A slope where an 810-foot long section of the pipeline is secured has started to slip due to the melting permafrost, in turn, causing the braces holding this section of the pipeline to twist and bend.
According to NBC News, the pipeline supports have been damaged by "slope creep" caused by thawing permafrost, records, and interviews with officials involved with managing the pipeline show.
To combat the problem, the Alaska Department of Natural Resources has approved the use of about 100 thermosyphons — tubes that suck heat out of the permafrost – to keep the frozen slope in place and prevent further damage to the pipeline's support structure.
"The proposed project is integral to the protection of the pipeline," according to the department's November 2020 analysis.
There is some concern in using these cooling tubes – They have never been used as a defensive safeguard once a slope has begun to slide, and the permafrost is already thawing.
The Arctic and Alaska are heating twice as fast as the rest of the globe because of global warming. And global warming is driving the thawing of permafrost that the oil industry must keep frozen to maintain the infrastructure that allows it to extract more of the fossil fuels that cause the warming.
Permafrost is ground that has remained completely frozen for at least two years straight and is found beneath nearly 85 percent of Alaska. In the last few decades, permafrost temperatures there have warmed as much as 3.5 degrees Fahrenheit.
The state's average temperature is projected to increase 2 to 4 degrees more by the middle of the century, and a study published in the journal Nature Climate Change projects that with every 2-degree increase in temperature, 1.5 million square miles of permafrost could be lost to thawing.
Common Dreams reported in 2019 that the melting of Alaska's permafrost is rapidly accelerating:
"The northernmost point on the planet is heating up more quickly than any other region in the world. The reason for this warming is ice–albedo feedback: as ice melts it opens up land and sea to the sun, which then absorb more heat that would have been bounced off by the ice, leading to more warming. It's a vicious circle of warmth that's changing the environment at the north pole.

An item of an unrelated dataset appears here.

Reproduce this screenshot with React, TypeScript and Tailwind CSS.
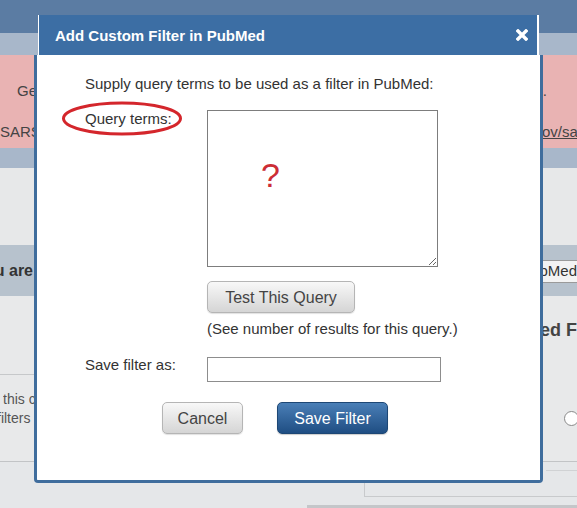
import React from "react";

export default function App() {
  return (
    <div className="relative w-[577px] h-[508px] overflow-hidden bg-[#e5e7e9] font-['Liberation_Sans',Arial,sans-serif] text-[#333]">
      {/* ---------- background page ---------- */}
      <div className="h-[33px] bg-[#5b7ca3]" />
      <div className="h-[22px] bg-[#a8b7ca]" />
      <div className="h-[93px] bg-[#e9b3b3] text-[15px] leading-[17px] text-[#444] overflow-hidden">
        <div className="flex pt-[27px] pl-[17px] pr-[30px] whitespace-nowrap">
          <span className="flex-1 overflow-hidden">Get the latest public health information from CDC</span>
          <span>.</span>
        </div>
        <div className="flex mt-[24px] whitespace-nowrap">
          <span className="w-[542px] shrink-0 overflow-hidden">SARS-CoV-2 literature, sequence, and clinical content: https://www.ncbi.nlm.nih.g</span>
          <span className="underline">ov/sars-cov-2/</span>
        </div>
      </div>
      <div className="h-[20px] bg-[#a8b7ca]" />
      <div className="h-[77px] bg-[#e7e8e9]" />
      <div className="h-[51px] bg-[#b7c2cd] flex items-center justify-between">
        <div className="w-[33px] overflow-hidden flex justify-end">
          <span className="whitespace-nowrap font-bold text-[16px] text-[#333]">Filters you are</span>
        </div>
        <div className="w-[36px] h-[23px] mt-[2px] border border-r-0 border-[#9a9a9a] bg-[#f3f3f3] overflow-hidden flex justify-end items-center">
          <span className="whitespace-nowrap text-[15px] text-[#333]">PubMed</span>
        </div>
      </div>
      <div className="h-[165px] bg-[#e8e9ea] flex justify-between">
        <div className="w-[35px] overflow-hidden">
          <div className="mt-[78px] border-t border-[#c6c8ca]" />
          <div className="mt-[15px] flex flex-col items-end text-[14px] leading-[19px] text-[#555] whitespace-nowrap">
            <div className="w-[32px] overflow-hidden">this category</div>
            <div className="w-[35px] overflow-hidden -ml-[3px] self-start">
              <span className="pl-0">filters</span>
            </div>
          </div>
        </div>
        <div className="w-[34px] overflow-hidden">
          <div className="mt-[24px] whitespace-nowrap font-bold text-[18px] leading-[20px] text-[#444] -ml-[3px]">ed Filters</div>
          <div className="mt-[71px] ml-[21px] w-[15px] h-[15px] rounded-full border border-[#8a8a8a] bg-white" />
        </div>
      </div>
      <div className="h-[47px] border-t border-[#c2c4c6] bg-[#e5e7e9] flex flex-col">
        <div className="flex">
          <div className="w-[364px] shrink-0" />
          <div className="flex-1 h-[35px] border-l border-b border-[#c8cacc] flex flex-col">
            <div className="mt-[8px] ml-[181px] border-t border-[#d0d2d4]" />
          </div>
        </div>
        <div className="mt-[8px] ml-[307px] h-[4px] bg-[#c4c6c9]" />
      </div>

      {/* ---------- modal dialog ---------- */}
      <div className="absolute left-[34px] top-[15px] w-[509px] h-[468px] flex flex-col">
        <div className="mx-[4px] h-[40px] shrink-0 border-l border-r-2 border-white bg-[#3c6ea4] flex items-center justify-between pl-[16px] pr-[9px]">
          <span className="text-white font-bold text-[15px] leading-[17px] whitespace-nowrap">Add Custom Filter in PubMed</span>
          <svg width="12" height="12" viewBox="0 0 12 12" className="-mt-[1px]">
            <path d="M2 2 L10 10 M10 2 L2 10" stroke="white" strokeWidth="3.4" strokeLinecap="square" />
          </svg>
        </div>
        <div className="flex-1 bg-white border-[3px] border-t-0 border-[#3f6d9d] rounded-b-[4px] pl-[48px] text-[15px] leading-[17px] text-[#333]">
          <div className="pt-[20px] whitespace-nowrap">Supply query terms to be used as a filter in PubMed:</div>

          <div className="mt-[18px] flex">
            <div className="w-[122px] shrink-0 whitespace-nowrap">Query terms:</div>
            <div className="flex flex-col items-start">
              <div className="relative">
                <textarea className="block w-[231px] h-[157px] border border-[#7d7d7d] bg-white resize outline-none" />
                <span className="absolute left-[54px] top-[48px] text-[34px] leading-none text-[#cc2d35] pointer-events-none">?</span>
              </div>
              <button className="mt-[14px] w-[148px] h-[32px] rounded-[5px] border border-[#b5b5b5] bg-linear-to-b from-[#f8f8f8] to-[#d5d5d5] text-[16px] text-[#444] shadow-[0_1px_1px_rgba(0,0,0,0.12)]">
                Test This Query
              </button>
              <div className="mt-[7px] whitespace-nowrap">(See number of results for this query.)</div>
            </div>
          </div>

          <div className="mt-[19px] flex">
            <div className="w-[122px] shrink-0 whitespace-nowrap">Save filter as:</div>
            <input type="text" className="mt-[1px] w-[234px] h-[25px] border border-[#8d8d8d] bg-white outline-none" />
          </div>

          <div className="mt-[20px] flex gap-[34px] pl-[77px]">
            <button className="w-[81px] h-[32px] rounded-[5px] border border-[#b5b5b5] bg-linear-to-b from-[#f8f8f8] to-[#d5d5d5] text-[16px] text-[#444] shadow-[0_1px_1px_rgba(0,0,0,0.12)]">
              Cancel
            </button>
            <button className="w-[111px] h-[32px] rounded-[5px] border border-[#1d4775] bg-linear-to-b from-[#4a7fb7] to-[#1f4e83] text-[16px] text-white shadow-[0_1px_1px_rgba(0,0,0,0.2)]">
              Save Filter
            </button>
          </div>
        </div>
      </div>

      {/* ---------- red annotation ellipse ---------- */}
      <svg className="absolute left-[60px] top-[100px] pointer-events-none" width="125" height="38" viewBox="0 0 125 38">
        <ellipse cx="62" cy="18.5" rx="58.5" ry="15.5" fill="none" stroke="#d4262c" strokeWidth="3" />
      </svg>
    </div>
  );
}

"In Alaska, the crisis led this year to the warmest spring on record for the state; one city, Akiak, may turn into an island due to swelling riverbanks and erosion exacerbated by thawing permafrost and ice melt. Massachusetts-based Woods Hole Research Center scientist Susan Natali told The Guardian that what's happening in Akiak is just an indicator of the danger posed to Alaska by the climate crisis.
"The changes are really accelerating in Alaska," said Natali."
The Trans-Alaska system was completed in 1977. The 48-inch diameter steel pipeline runs for 800 miles, carrying "hot oil" from America's largest oil reserve in Prudhoe Bay to the port of Valdez. The pipeline is either buried underground or lifted above the surface in an attempt to prevent the permafrost from melting.